In 2018, the song was ranked No. 3 on NHK's "Announcement! All Gundam Big Vote" (発表!全ガンダム大投票, Happyō! Zen Gandamu Dai Tōhyō). Moriguchi re-recorded the song in 2015 for her 30th anniversary single "I Wish (Kimi ga Iru Konomachi de) (I wish〜君がいるこの街で〜)"; this version is featured in the 2019 album Gundam Song Covers. "Kimi wo Mitsumete -The Time I'm Seeing You-", the B-side, was ranked No. 3 on a 2020 poll hosted by King Records and was re-recorded by Moriguchi for the album Gundam Song Covers 2. An orchestral version of "Eternal Wind" is included on the 2025 album Gundam Song Covers: Orchestra. Moriguchi recorded an a cappella version with 40 variations of her voice on the 2025 album Your Flower: Uta no Hanataba wo as part of her 40th anniversary celebration.
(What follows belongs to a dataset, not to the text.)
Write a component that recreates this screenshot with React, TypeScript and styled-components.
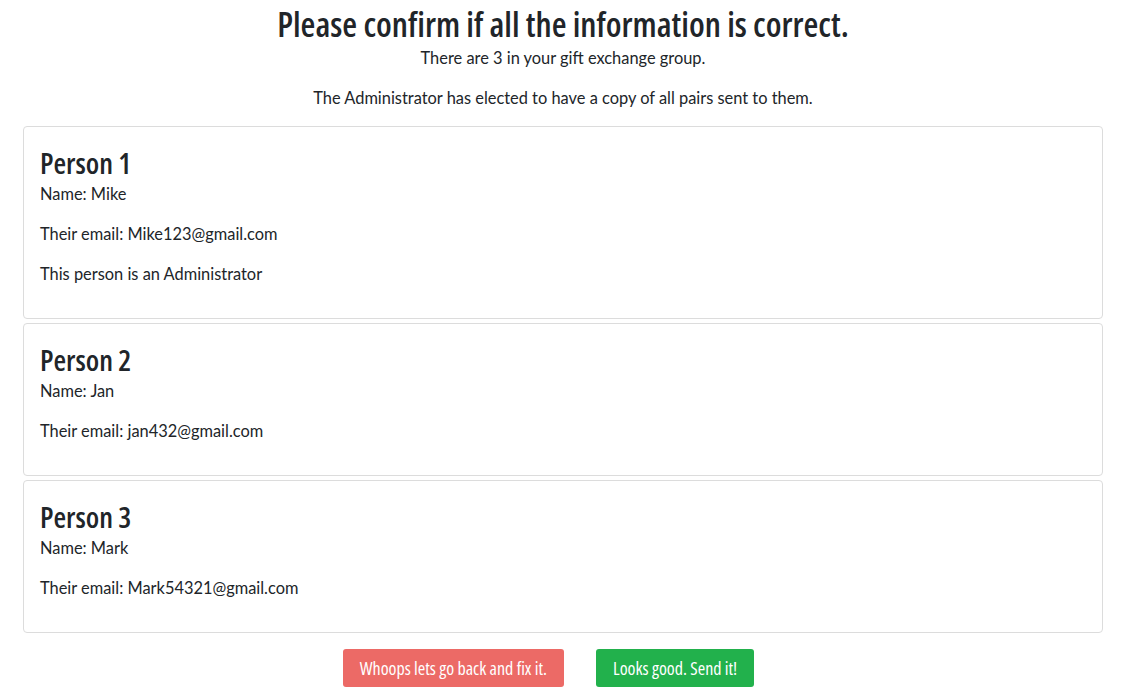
import React from 'react';
import styled, { createGlobalStyle } from 'styled-components';

const GlobalStyle = createGlobalStyle`
	body {
		margin: 0;
		background: #fff;
		color: #212529;
		font-family: Lato, "Noto Sans", sans-serif;
		font-size: 16px;
		line-height: 1.5;
	}
`;

const condensed = `
	font-family: "Open Sans", sans-serif;
	font-stretch: condensed;
`;

const Page = styled.div`
	padding: 0 27px 0 23px;
	display: flex;
	flex-direction: column;
`;

const Title = styled.h1`
	${condensed}
	margin: 3px 0 0;
	text-align: center;
	font-weight: 600;
	font-size: 34px;
	line-height: 43px;
	color: #212529;
`;

const Lead = styled.p`
	margin: 0 0 16px;
	text-align: center;
	font-size: 16.4px;
	line-height: 24px;
`;

const CardList = styled.div`
	display: flex;
	flex-direction: column;
	gap: 4px;
`;

const Card = styled.div`
	border: 1px solid #dcdcdc;
	border-radius: 4px;
	padding: 16px;
`;

const CardTitle = styled.h3`
	${condensed}
	margin: 0;
	font-weight: 600;
	font-size: 29px;
	line-height: 39px;
`;

const Line = styled.p`
	margin: 0 0 16px;
	font-size: 16.4px;
	line-height: 24px;
`;

const Actions = styled.div`
	display: flex;
	justify-content: center;
	gap: 32px;
	margin-top: 16px;
	padding-right: 29px;
`;

const Button = styled.button<{ $tone: 'danger' | 'success' }>`
	${condensed}
	height: 38px;
	padding: 0 17px;
	border: none;
	border-radius: 3px;
	color: #fff;
	font-size: 18px;
	font-weight: 500;
	background: ${({ $tone }) => ($tone === 'danger' ? '#ec6a66' : '#22b14c')};
	cursor: pointer;
`;

const people = [
	{ name: 'Mike', email: 'Mike123@gmail.com', admin: true },
	{ name: 'Jan', email: 'jan432@gmail.com', admin: false },
	{ name: 'Mark', email: 'Mark54321@gmail.com', admin: false }
];

const App = () => (
	<>
		<GlobalStyle />
		<Page>
			<Title>Please confirm if all the information is correct.</Title>
			<Lead>There are {people.length} in your gift exchange group.</Lead>
			<Lead>The Administrator has elected to have a copy of all pairs sent to them.</Lead>
			<CardList>
				{people.map((p, i) => (
					<Card key={p.email}>
						<CardTitle>Person {i + 1}</CardTitle>
						<Line>Name: {p.name}</Line>
						<Line>Their email: {p.email}</Line>
						{p.admin && <Line>This person is an Administrator</Line>}
					</Card>
				))}
			</CardList>
			<Actions>
				<Button $tone='danger'>Whoops lets go back and fix it.</Button>
				<Button $tone='success'>Looks good. Send it!</Button>
			</Actions>
		</Page>
	</>
);

export default App;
In 2019, the song was awarded the Movie Theme Song Award (映画主題歌賞, Eiga Shudaika-shō) for the years 1989 to 1999 at Sony Music Entertainment Japan's Heisei Anison Awards (平成アニソン大賞, Heisei Anison Taishō).

==Track listing==
All music is arranged by Satoshi Kadokura.

| No. | Title | Lyrics | Music | Length |
|---|---|---|---|---|
| 1. | "Eternal Wind (Hohoemi wa Hikaru Kaze no Naka)" ((ETERNAL WIND〜ほほえみは光る風の中〜; "Eternal Wind ~Shine in the Smiling Wind")) | Yui Nishiwaki | Nishiwaki; Yoko Orihara; | 4:43 |
| 2. | "Kimi wo Mitsumete -The Time I'm Seeing You-" ((君を見つめて -The time I'm seeing you-; "Staring at You -The time I'm seeing you")) | Rin Iogi; Yasuhiko Shigemura; | Shigemura | 4:46 |

==Charts==

| Chart (1991) | Peak position |
|---|---|
| Japan Oricon Singles Chart | 9 |

== Certification ==

| Region | Certification | Certified units/sales |
| Japan (RIAJ) | Gold | 200,000^{^} |
^{^} Shipments figures based on certification alone.

== Cover versions ==
- Mikuni Shimokawa covered the song on her 2003 compilation Review ~Shimokawa Mikuni Seishun Anison Cover Album~ and her 2007 compilation Reprise: Shimokawa Mikuni Anison Best.
- Shoko Nakagawa covered the song on her 2007 album Shokotan Cover Cover: Anison ni Ai o Komete!!.
- Yumi Matsuzawa covered the song on her 2007 album Anicapella.
- Hisayo Mochizuki covered the song on the 2007 Aniplex compilation album Hyakkaseiran: Josei Seiyū-hen.
- Ami Numakura covered the song on the 2009 compilation album THE IDOLM@STER RADIO Uta Dojo.
- Aki Misato covered the song on the 2009 compilation album Gundam Tribute from Lantis.
- Kumi Sakuma and Ryoka Yuzuki covered the song on the 2010 Aniplex compilation album Shin Hyakkaseiran: Josei Seiyū-hen.
- Rasmus Faber covered the song on his 2013 album Rasmus Faber Presents Platinum Jazz-Anime Standard-Vol.4.
- Nami Tamaki covered the song on her 2014 album NT Gundam Cover.
- [[Hiroyuki Sawano|SawanoHiroyuki[nZk]:Tielle]] covered the song as a bonus track on the 2016 soundtrack album Mobile Suit Gundam Unicorn RE:0096 Complete Best Limited Edition.
- Lia covered the song on her 2018 album REVIVES -Lia Sings beautiful anime songs-.
- Spira Spica covered the song on their 2019 EP Re:RISE -e.p.-.